Sementara itu, film yang memiliki rating 100% di Rotten Tomatoes ini memberi perspektif tokoh Philibert sebagai pribadi yang menarik. Pertemuannya dengan calon istrinya adalah sebuah rangkaian peristiwa yang dinanti-nantikan setiap perempuan. Terlihat ada sisi feminin dari seorang Philibert dan mengejutkannya adalah Ia berakhir tetap menjadi seorang heteroseksual dengan menikahi calon istrinya (walau di awal saya berpikir Ia tertarik dengan Camille dan ketidaktertarikannya dengan Camille membuat saya mengasumsikan bahwa Ia adalah seorang homoseks dari cara berpakaiannya - tapi semua itu dibantah keras dalam akhir cerita). Anyway, sorotan karakter Philibert adalah dari usahanya untuk menjadi seorang pemain teater. Nilai plus luar biasa nampak dari sini; ketika Ia datang untuk audisi dan ditertawai semua orang karena Ia dengan niatnya ingin menjadi seorang pemain teater dengan kekurangannya - ya, Ia gagap. Keberanian dan usahanya yang luar biasa membuatnya sukses pada akhirnya.
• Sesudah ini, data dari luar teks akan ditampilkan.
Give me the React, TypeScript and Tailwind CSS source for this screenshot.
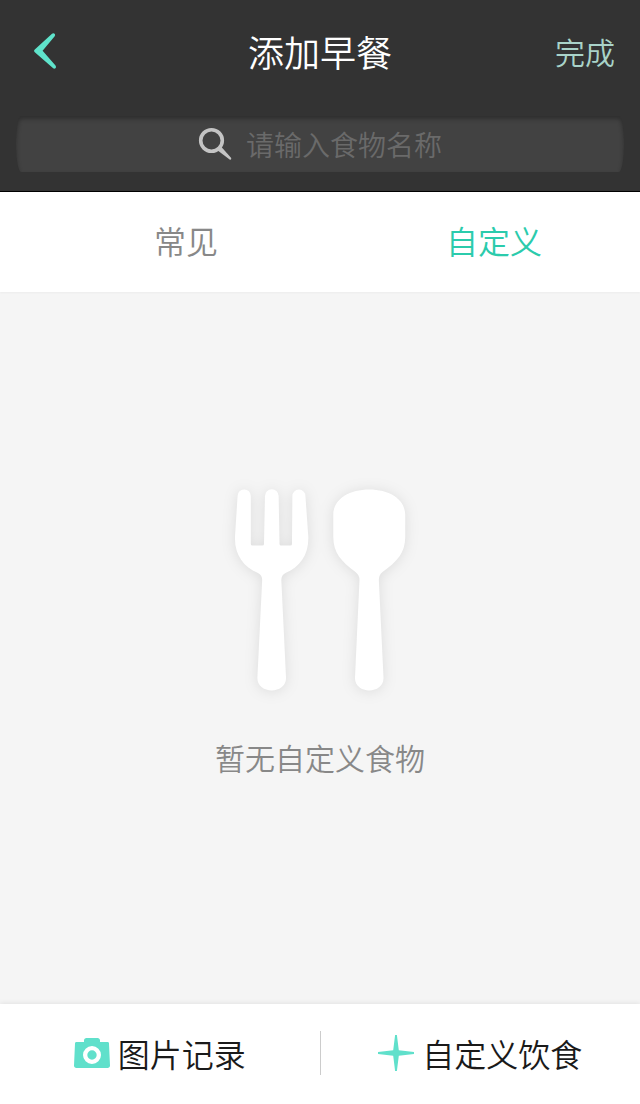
import React, { useState } from 'react';

const BackIcon: React.FC = () => (
  <svg width="22" height="36" viewBox="0 0 22 36" fill="#5fe3cb" aria-hidden="true">
    <path d="M18 .8C19.900-.8 22 1.500 20.700 3.200L8.600 17.800 21.500 32.600c1.400 1.900-.6 3.900-2.300 2.700L.8 19.200c-1-.9-1-1.900 0-2.800Z" />
  </svg>
);

const SearchIcon: React.FC = () => (
  <svg width="34" height="34" viewBox="0 0 34 34" aria-hidden="true">
    <circle cx="13.5" cy="13.5" r="10.8" fill="none" stroke="#c4c4c4" strokeWidth="3.6" />
    <path d="M19.4 23.2 23 19.4l10 11.4c.8 1.1-.2 2.5-1.4 1.6Z" fill="#c4c4c4" />
  </svg>
);

const CutleryIcon: React.FC = () => (
  <svg
    width="200"
    height="230"
    viewBox="0 0 200 230"
    fill="#fff"
    className="drop-shadow-[0_1px_7px_rgba(0,0,0,0.1)]"
    aria-hidden="true"
  >
    <path d="M17.600 21A6.600 6.600 0 0 1 30.800 21V69a1.500 1.500 0 0 0 1.500 1.500H42.500A1.500 1.500 0 0 0 44 69L45 21A6.800 6.800 0 0 1 58.600 21L59.500 69a1.500 1.500 0 0 0 1.500 1.500h9.500A1.500 1.500 0 0 0 72 69L72.400 21A6.500 6.500 0 0 1 85.400 21L88.300 62C88.700 80 80 91.500 65.500 98Q61.300 100 61.300 105L66 203C66 219.500 37.400 219.500 37.400 203L42.200 105Q42.200 100 38 98C23.500 91.500 14.500 80 15 62Z" />
    <path d="M113.300 40C113.300 23 131 14.600 149.200 14.600S185.200 23 185.200 40V62C185 78 177.500 86 162.500 97Q158.700 100 158.800 105L163.500 203C163.500 219.500 135 219.500 135 203L139.500 105Q139.500 100 135.500 97C121 86 113.500 78 113.300 62Z" />
  </svg>
);

const CameraIcon: React.FC = () => (
  <svg width="36" height="32" viewBox="0 0 36 32" aria-hidden="true">
    <path
      fill="#60e0cb"
      fillRule="evenodd"
      d="M2.500 5H10V3.500C10 2 11 1 12.500 1h11C25 1 26 2 26 3.500V5h7.500c1 0 1.500.6 1.500 1.600L36 28.500c0 1.600-.9 2.500-2.500 2.500h-31C.9 31 0 30.100 0 28.500L1 6.600C1 5.600 1.500 5 2.500 5ZM18 9a9 9 0 1 0 0 18 9 9 0 0 0 0-18Zm0 4.300a4.700 4.700 0 1 1 0 9.400 4.700 4.700 0 0 1 0-9.400Z"
    />
  </svg>
);

const PlusIcon: React.FC = () => (
  <svg width="36" height="36" viewBox="0 0 36 36" fill="#60e0cb" aria-hidden="true">
    <path d="M17.100 0h1.800L20.800 15.200 36 17.100v1.800L20.800 20.800 18.900 36h-1.800L15.200 20.800 0 18.900v-1.800L15.200 15.200Z" />
  </svg>
);

export default function App() {
  const [activeTab, setActiveTab] = useState<'common' | 'custom'>('custom');
  const [keyword, setKeyword] = useState('');

  const tabColor = (tab: string) => (activeTab === tab ? 'text-[#2bcbac]' : 'text-[#888888]');

  return (
    <div className="flex min-h-screen flex-col bg-[#f5f5f5] font-['Noto_Sans_CJK_SC',sans-serif] font-[350]">
      <header className="border-b border-black bg-[#333333] px-4 pb-[19px]">
        <div className="grid h-29 grid-cols-3 items-center pb-3.5">
          <button type="button" aria-label="返回" className="justify-self-start pl-[18px]">
            <BackIcon />
          </button>
          <h1 className="text-center text-4xl text-white">添加早餐</h1>
          <button type="button" className="justify-self-end pr-[9px] text-[30px] text-[#a9d3c9]">
            完成
          </button>
        </div>

        <label className="flex h-14 items-center justify-center gap-3.5 rounded-[5px/28px] bg-[#424242] shadow-[inset_0_3px_4px_rgba(0,0,0,0.3)]">
          <SearchIcon />
          <input
            type="text"
            aria-label="食物名称"
            placeholder="请输入食物名称"
            className="w-[196px] bg-transparent text-[28px] text-white outline-none placeholder:text-[#6a6a6a]"
            value={keyword}
            onChange={(e) => setKeyword(e.target.value)}
          />
        </label>
      </header>

      <nav className="flex h-25 bg-white text-[32px] shadow-[0_1px_2px_rgba(0,0,0,0.04)]">
        <button
          type="button"
          className={`w-1/2 pb-1 pl-13 ${tabColor('common')}`}
          onClick={() => setActiveTab('common')}
        >
          常见
        </button>
        <button
          type="button"
          className={`w-1/2 pb-1 pl-7 ${tabColor('custom')}`}
          onClick={() => setActiveTab('custom')}
        >
          自定义
        </button>
      </nav>

      {/* Empty state */}
      <main className="flex flex-1 flex-col items-center justify-center gap-8 pb-11">
        <CutleryIcon />
        <p className="text-[30px] leading-10 text-[#888888]">暂无自定义食物</p>
      </main>

      <footer className="flex h-25 items-center bg-white pb-0.5 text-[32px] text-[#1a1a1a] shadow-[0_-1px_5px_rgba(0,0,0,0.08)]">
        <button type="button" className="flex flex-1 items-center justify-center gap-2">
          <CameraIcon />
          图片记录
        </button>
        <div className="h-11 w-px bg-[#cccccc]" />
        <button type="button" className="flex flex-1 items-center justify-center gap-2">
          <PlusIcon />
          自定义饮食
        </button>
      </footer>
    </div>
  );
}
Di lain hal, Paulette. Mungkin tokoh ini nampak tidak penting. Tapi, saya melihat kehangatan luar biasa terpancar dari seorang Paulette. Ia sangat mencintai rumahnya, kucingnya, dan cucunya. Ia tidak bisa seharipun kehilangan cucunya - kasih sayang terpancar sama juga sebaliknya dari Franck ke Paulette. Yang menggugah rasa adalah ketika Paulette mengakhiri hidupnya sehari setelah Ia akhirnya berada di rumahnya, setelah di awal cerita Ia mengeluh pada Franck bahwa Ia hanya ingin meninggal di orang terdekatnya dan di rumahnya. Hal ini menggaruk-garuk saya perlahan, drama yang luar biasa jika boleh saya katakan. Mungkin saya belum membaca buku Gavalda, tapi menurut saya untuk ukuran film - Berri berhasil mendapatkan chemistry di antara Franck dan Camille yang pada akhirnya jatuh cinta. Kutipan di atas adalah momen paling dramatis sepanjang film yang akan terus menempel lama di ingatan saya; Camille dan Franck yang saling mencinta tapi tidak menampakkan - Franck tidak menampakkan setelah sebelumnya Camille dengan mentah mengatakan bahwa Ia tidak ingin salah satu antara mereka jatuh cinta di saat yang sama Franck sudah jatuh cinta pada gadis itu. Tapi, Camille tahu bahwa Ia jatuh cinta tapi Ia hanya terlalu takut untuk mengakuinya bahwa Ia jatuh cinta dengan laki-laki itu. Seluruhnya terlihat di akhir film yang dibungkus manis yang membuat kita kulum senyum melihatnya. Film drama Prancis selalu manis dan hebatnya adalah film ini tidak membuat bosan walaupun titik puncaknya berada di akhir film yang berdurasi hampir dua jam ini. And my last compliment...GUILLAUME CANET IS WORTH TO WATCH!